[Instructions to follow]: Restate, exactly and without pictures, the lines from the start of the listing below through the line holding "const line = '#56606c';".

'''

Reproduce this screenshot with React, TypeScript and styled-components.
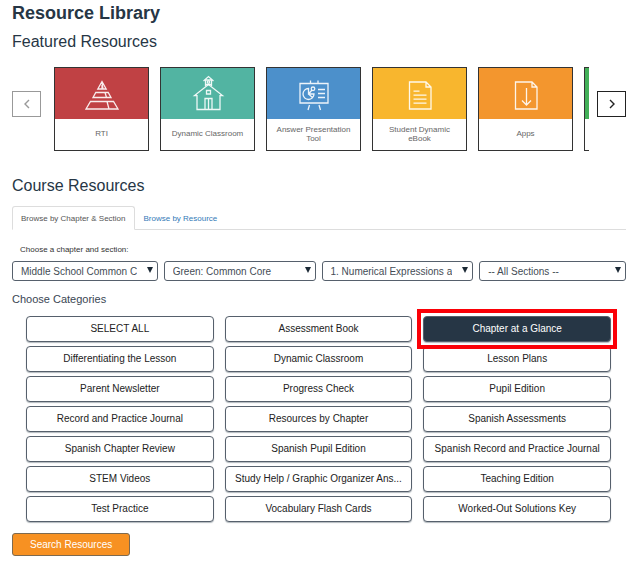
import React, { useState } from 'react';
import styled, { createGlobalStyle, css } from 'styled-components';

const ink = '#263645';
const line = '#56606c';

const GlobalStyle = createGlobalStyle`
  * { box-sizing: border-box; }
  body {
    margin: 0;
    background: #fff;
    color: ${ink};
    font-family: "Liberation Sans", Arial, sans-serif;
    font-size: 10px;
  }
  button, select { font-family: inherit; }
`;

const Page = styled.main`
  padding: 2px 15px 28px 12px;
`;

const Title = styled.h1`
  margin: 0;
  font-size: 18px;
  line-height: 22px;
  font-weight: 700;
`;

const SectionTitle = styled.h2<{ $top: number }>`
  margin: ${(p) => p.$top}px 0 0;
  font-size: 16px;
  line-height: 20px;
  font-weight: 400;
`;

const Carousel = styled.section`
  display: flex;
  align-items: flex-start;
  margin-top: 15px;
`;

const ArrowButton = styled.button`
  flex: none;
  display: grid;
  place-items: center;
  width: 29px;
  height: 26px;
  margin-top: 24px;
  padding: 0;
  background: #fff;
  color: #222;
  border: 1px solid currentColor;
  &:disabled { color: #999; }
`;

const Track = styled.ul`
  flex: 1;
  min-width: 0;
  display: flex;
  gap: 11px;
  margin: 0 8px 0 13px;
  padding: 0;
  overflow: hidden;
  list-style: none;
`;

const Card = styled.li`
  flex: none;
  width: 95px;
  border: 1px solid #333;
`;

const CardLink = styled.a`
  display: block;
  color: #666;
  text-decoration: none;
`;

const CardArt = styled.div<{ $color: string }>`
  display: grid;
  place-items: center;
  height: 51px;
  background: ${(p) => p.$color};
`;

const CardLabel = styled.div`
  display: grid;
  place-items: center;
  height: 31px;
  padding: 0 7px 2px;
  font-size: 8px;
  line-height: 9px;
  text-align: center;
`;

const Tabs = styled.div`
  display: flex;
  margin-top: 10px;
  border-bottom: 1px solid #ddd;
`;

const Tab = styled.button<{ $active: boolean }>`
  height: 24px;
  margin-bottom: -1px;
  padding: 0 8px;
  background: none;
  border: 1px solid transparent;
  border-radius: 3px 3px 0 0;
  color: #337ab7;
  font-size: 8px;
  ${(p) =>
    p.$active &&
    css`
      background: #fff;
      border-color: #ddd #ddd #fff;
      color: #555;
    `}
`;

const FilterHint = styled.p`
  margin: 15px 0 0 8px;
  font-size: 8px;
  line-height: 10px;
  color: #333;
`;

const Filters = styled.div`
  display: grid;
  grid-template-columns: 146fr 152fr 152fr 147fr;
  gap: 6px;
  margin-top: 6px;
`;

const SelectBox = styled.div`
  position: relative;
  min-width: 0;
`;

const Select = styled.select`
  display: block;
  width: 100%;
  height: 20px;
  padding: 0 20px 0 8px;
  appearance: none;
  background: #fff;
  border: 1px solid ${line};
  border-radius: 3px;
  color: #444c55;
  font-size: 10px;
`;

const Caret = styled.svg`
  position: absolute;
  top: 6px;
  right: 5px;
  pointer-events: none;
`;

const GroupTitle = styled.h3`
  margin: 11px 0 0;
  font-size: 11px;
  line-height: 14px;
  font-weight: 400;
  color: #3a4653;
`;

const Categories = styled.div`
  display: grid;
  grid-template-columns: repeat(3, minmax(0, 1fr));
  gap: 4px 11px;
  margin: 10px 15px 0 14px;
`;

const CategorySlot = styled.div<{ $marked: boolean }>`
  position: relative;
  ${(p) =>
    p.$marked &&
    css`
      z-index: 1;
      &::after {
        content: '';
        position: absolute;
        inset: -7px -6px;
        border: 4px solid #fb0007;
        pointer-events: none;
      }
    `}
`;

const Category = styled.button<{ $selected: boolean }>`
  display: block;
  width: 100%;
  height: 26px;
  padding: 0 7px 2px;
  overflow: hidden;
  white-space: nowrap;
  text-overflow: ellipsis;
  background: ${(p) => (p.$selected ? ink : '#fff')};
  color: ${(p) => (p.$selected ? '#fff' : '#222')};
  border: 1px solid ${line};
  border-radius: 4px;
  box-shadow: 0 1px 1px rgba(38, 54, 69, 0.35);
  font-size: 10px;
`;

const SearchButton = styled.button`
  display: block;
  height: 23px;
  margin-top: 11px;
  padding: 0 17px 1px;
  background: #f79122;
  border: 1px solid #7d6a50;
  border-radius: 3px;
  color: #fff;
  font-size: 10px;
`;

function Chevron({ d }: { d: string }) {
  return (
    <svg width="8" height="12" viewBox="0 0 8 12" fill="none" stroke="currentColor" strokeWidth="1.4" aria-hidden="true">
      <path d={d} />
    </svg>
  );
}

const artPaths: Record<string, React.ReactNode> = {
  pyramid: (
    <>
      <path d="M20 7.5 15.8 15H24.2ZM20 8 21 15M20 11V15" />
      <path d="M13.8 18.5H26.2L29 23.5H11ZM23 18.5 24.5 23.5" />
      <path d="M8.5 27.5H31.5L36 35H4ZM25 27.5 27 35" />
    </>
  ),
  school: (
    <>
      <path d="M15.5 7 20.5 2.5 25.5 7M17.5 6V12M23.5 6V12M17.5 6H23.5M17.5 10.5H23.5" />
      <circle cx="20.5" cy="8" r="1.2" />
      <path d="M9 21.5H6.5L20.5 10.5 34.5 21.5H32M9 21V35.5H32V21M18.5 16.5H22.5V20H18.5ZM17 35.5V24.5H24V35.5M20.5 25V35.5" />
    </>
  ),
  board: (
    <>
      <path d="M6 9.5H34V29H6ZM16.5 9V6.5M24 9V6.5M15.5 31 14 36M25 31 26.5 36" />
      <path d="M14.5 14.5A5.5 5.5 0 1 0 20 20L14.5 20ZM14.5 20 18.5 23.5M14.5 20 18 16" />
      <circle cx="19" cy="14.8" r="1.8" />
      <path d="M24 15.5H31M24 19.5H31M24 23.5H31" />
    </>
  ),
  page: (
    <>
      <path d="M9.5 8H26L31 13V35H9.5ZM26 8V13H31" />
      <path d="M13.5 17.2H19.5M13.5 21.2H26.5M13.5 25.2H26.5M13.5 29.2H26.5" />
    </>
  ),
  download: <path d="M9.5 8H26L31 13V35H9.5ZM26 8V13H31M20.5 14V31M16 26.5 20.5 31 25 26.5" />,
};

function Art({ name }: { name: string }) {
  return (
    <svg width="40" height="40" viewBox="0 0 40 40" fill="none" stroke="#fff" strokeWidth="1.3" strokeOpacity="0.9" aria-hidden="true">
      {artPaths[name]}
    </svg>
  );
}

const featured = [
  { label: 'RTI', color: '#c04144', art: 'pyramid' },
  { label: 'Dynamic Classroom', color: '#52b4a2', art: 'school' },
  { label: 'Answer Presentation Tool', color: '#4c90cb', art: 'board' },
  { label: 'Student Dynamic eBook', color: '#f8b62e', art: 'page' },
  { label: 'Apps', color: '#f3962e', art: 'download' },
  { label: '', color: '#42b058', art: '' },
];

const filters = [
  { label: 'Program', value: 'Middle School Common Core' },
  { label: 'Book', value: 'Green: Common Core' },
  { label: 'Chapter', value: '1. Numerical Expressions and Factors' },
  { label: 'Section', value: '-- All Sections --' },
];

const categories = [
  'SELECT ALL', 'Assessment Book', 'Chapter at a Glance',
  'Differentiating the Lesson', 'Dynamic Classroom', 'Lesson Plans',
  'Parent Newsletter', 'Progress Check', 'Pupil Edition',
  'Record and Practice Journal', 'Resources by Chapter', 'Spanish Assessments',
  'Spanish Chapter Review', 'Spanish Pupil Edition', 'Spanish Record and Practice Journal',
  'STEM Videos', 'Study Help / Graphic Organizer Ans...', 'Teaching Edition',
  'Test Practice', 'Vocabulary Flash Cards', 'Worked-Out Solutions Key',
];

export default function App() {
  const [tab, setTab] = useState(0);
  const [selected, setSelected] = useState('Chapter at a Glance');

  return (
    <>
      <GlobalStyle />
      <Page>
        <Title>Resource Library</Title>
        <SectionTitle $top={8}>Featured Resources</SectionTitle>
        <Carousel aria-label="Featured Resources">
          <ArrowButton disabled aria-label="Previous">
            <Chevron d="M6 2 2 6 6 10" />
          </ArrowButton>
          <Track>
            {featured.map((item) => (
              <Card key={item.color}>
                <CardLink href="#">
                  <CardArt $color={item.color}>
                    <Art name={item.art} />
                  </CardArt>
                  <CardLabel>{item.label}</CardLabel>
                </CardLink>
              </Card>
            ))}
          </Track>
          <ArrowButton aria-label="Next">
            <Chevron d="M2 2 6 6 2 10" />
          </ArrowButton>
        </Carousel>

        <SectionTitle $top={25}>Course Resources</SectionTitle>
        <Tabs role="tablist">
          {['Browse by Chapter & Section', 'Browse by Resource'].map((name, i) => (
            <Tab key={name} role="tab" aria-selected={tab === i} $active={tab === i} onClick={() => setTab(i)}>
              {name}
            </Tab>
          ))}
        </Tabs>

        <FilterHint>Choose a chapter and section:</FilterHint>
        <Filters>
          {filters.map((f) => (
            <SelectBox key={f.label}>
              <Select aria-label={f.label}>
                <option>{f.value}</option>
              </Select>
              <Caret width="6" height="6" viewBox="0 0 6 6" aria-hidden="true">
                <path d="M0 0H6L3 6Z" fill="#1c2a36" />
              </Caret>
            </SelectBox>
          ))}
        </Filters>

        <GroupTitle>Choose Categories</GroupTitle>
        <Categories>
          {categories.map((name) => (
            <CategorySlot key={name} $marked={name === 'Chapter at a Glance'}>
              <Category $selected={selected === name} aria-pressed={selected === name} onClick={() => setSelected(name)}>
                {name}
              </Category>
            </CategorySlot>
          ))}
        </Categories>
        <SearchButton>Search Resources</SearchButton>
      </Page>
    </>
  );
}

'''

[Solution for this exercise]:
Reproduce this screenshot with React, TypeScript and styled-components.
import React, { useState } from 'react';
import styled, { createGlobalStyle, css } from 'styled-components';

const ink = '#263645';
const line = '#56606c';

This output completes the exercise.